When you need money for personal reasons and don’t have sufficient funds in the bank, your best option is to apply for a personal loan from reputed lenders. However, deciding on a loan can be a confusing task given the plethora of choices in the market where every lender will be competing with each other to nab you as their client. To make things easier for you, we look at seven tips you need to keep in mind when choosing a personal loan.
Amount Of Loan
You need to carefully consider the amount of loan to apply for. Ideally, you should only take a loan depending on how much money you need. Some people may go overboard and apply for a higher loan amount on the basis of their income. And this can eventually backfire badly. For example, if you have a monthly income of $2,000 and you need only $100,000 as loan for personal purposes, then you must only apply for a loan of $100,000. Just because you can get a loan of $250,000 does not mean that you should apply for such a big amount. If you do, then you will have to pay a higher amount as monthly repayment which can put a strain on your budget. And if your income were ever to drop for some reason in the future, you will have a difficult time repaying the loan.
Fixed Vs. Variable Rates
Another important thing to consider is the interest rates of the loan. In this regard, you will have two options – fixed or variable rates. If you opt for the fixed rate loan, you will be charged a fixed interest rate throughout the loan term. In contrast, if you were to choose a variable loan, the interest rate will change throughout the period of the loan. As a result, you will be paying a higher or lower interest depending on the condition of the market.
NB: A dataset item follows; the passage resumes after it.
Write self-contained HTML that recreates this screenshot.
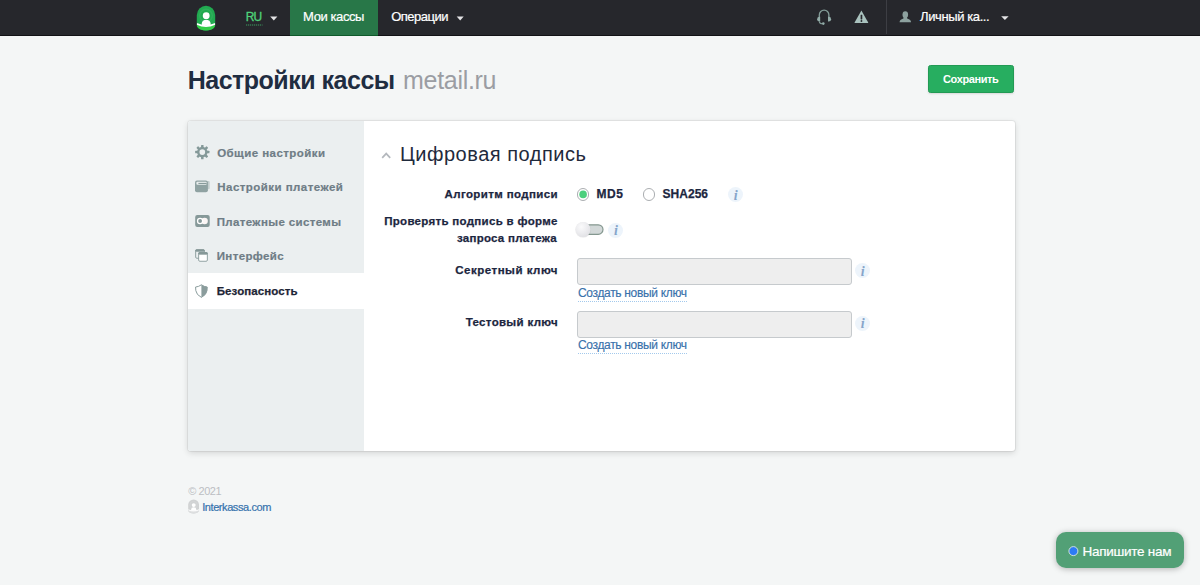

A factor that will play a crucial role in determining the interest rate of your personal loan will be your credit score. In case you have a weak credit score, you will have to pay a higher interest rate. But if your credit score is high enough, you can get a loan for lower interest rates. As such, it is recommended that you avoid applying for a loan in case you have bad credit. Instead, work to repair your credit and get to a good score. Only then should you apply for the loan since you will only have to pay a lower interest.
Check Out Multiple Lenders
Some people tend to approach just a single lender when looking for a loan. This is a bad tactic. Different lenders will offer different terms and rates depending on how they quantify your financial position. By checking out multiple lenders, you can compare personal loans and choose those that offer you the best deal. In contrast, if you only focus on a single lender, you will have to agree to their terms.
Be sure to read through the fine print of the loan and understand all the terms and conditions mentioned in it. It is possible that some of the conditions in the fine print may not be in your favor. As such, if you sign the loan agreement without properly going through the terms and conditions, you might be trapped in a loan that will strain your finances for a long period of time.
Remember to check whether the lender charges any origination fees or not. Some lenders tend to charge an extra fee on the loan. And even if they do provide lower interest rates, the overall cost of the loan can be on the higher side when you take the origination fee into consideration. So, don’t just blindly select a loan based on its interest rate alone. Instead, combine and compare the interest rate and origination fee to get a better idea of the repayment you have to make.
Credit Card Consolidation
When faced with multiple credit card debt, many people opt to take a personal loan to pay off these existing debts. As a result, they will only have to deal with a single debt, which makes budgeting and tracking expenses easier to manage. However, be sure to see to it that you never face any more additional credit card debt after you have paid them all through a personal loan. Some people tend to do just this and end up with the burden of paying off a higher debt.